Required IAM For The Current Backend¶
The same stored GEEAccount credentials are used for both Earth Engine and GCS access in gcs_config(...).
That creates two permission needs.
1. Earth Engine Read Access To The Bucket¶
For ee.Image.loadGeoTIFF() and similar Earth Engine-side reads, grant the GEE service account these roles on the bucket:
gcloud storage buckets add-iam-policy-binding gs://<bucket> \
--member=serviceAccount:<gee-service-account> \
--role=roles/storage.objectViewer
gcloud storage buckets add-iam-policy-binding gs://<bucket> \
--member=serviceAccount:<gee-service-account> \
--role=roles/storage.legacyBucketReader
2. Backend Upload / Download / Cleanup Access¶
The backend also uploads, downloads, and sometimes deletes objects through helpers such as:
probe_gcs_upload_access(...)upload_tif_to_gcs(...)upload_file_to_gcs(...)sync_raster_gcs_to_geoserver(...)get_geojson_from_gcs(...)
So the same account also needs object write and cleanup permissions. The simplest bucket-level grant is:
gcloud storage buckets add-iam-policy-binding gs://<bucket> \
--member=serviceAccount:<gee-service-account> \
--role=roles/storage.objectAdmin
This aligns with what the current initialization probe actually tests: object upload, and optionally object delete.
How GCS Is Used In The Current Codebase¶
The backend sweep shows a few repeated patterns rather than one-off use.
| Pattern | Main helper(s) | Why GCS is involved | Representative modules |
|---|---|---|---|
| readiness probe | probe_gcs_upload_access() |
verify the configured GEE service account can write to the bucket before real compute runs | computing/misc/internal_api_initialisation_test.py |
| shapefile staging into GEE | upload_file_to_gcs(), gcs_to_gee_asset_cli(), upload_shp_to_gee() |
upload .shp/.dbf/.shx/.prj components to shapefiles/ and import them into Earth Engine through the CLI |
computing/misc/admin_boundary_v2.py, computing/misc/nrega.py, computing/mws/calculateG.py |
| raster publication bridge | sync_raster_to_gcs(), sync_raster_gcs_to_geoserver() |
export GeoTIFFs from Earth Engine to nrm_raster/, then download them into GeoServer publication |
computing/lulc/lulc_v3.py, computing/change_detection/change_detection.py, computing/tree_health/*, computing/terrain_descriptor/*, computing/plantation/site_suitability_raster.py |
| local TIFF to GEE asset | upload_tif_to_gcs(), upload_tif_from_gcs_to_gee() |
upload a server-side raster to GCS first, then read it back through ee.Image.loadGeoTIFF() |
computing/clart/drainage_density.py, computing/clart/lithology.py, computing/clart/fes_clart_to_geoserver.py |
| large vector fallback | sync_vector_to_gcs(), get_geojson_from_gcs() |
when getInfo() is too large, export a FeatureCollection to nrm_vector/ and download the GeoJSON from the bucket instead |
computing/utils.py, computing/surface_water_bodies/merge_swb_ponds.py, computing/clart/drainage_density.py |
The important practical point is that many modules share the same small set of helpers in utilities/gee_utils.py.
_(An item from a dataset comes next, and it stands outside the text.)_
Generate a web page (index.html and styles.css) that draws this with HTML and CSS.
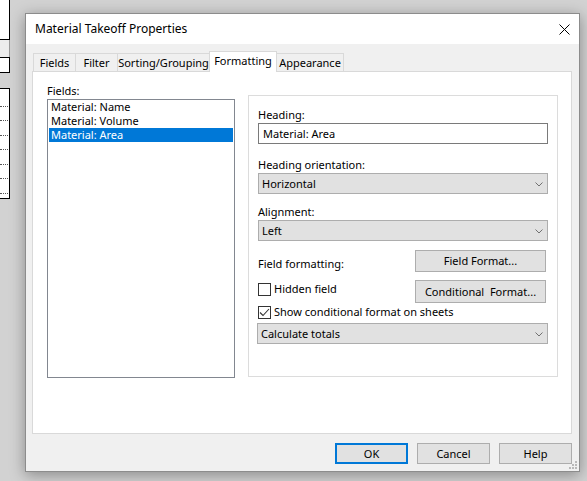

If bucket setup is wrong, multiple pipeline families fail in similar ways.
Object Prefixes You Will See¶
The current helpers write into predictable bucket prefixes:
core-stack-initialisation-probe/for setup validationshapefiles/for shapefile uploads before Earth Engine table importnrm_raster/for exported GeoTIFFsnrm_vector/for exported vector files such as GeoJSON
If you are inspecting bucket contents during debugging, these prefixes tell you which backend pattern produced the object.
Minimum Setup Checklist¶
- Create the bucket in
us-central1. - Keep the name aligned with the current backend assumption, which is
core_stackunless you also patch the hardcoded shapefile URI helper. - Grant the GEE service account:
roles/storage.objectViewerroles/storage.legacyBucketReader- write and cleanup permissions, typically
roles/storage.objectAdmin - Rerun the strict initialization check:
source "$HOME/miniconda3/etc/profile.d/conda.sh"
conda activate corestackenv
cd /path/to/core-stack-backend
python computing/misc/internal_api_initialisation_test.py --require-gee
The result to watch is:
gcs-upload-probe
If that probe fails, the service account still does not have the access the backend needs.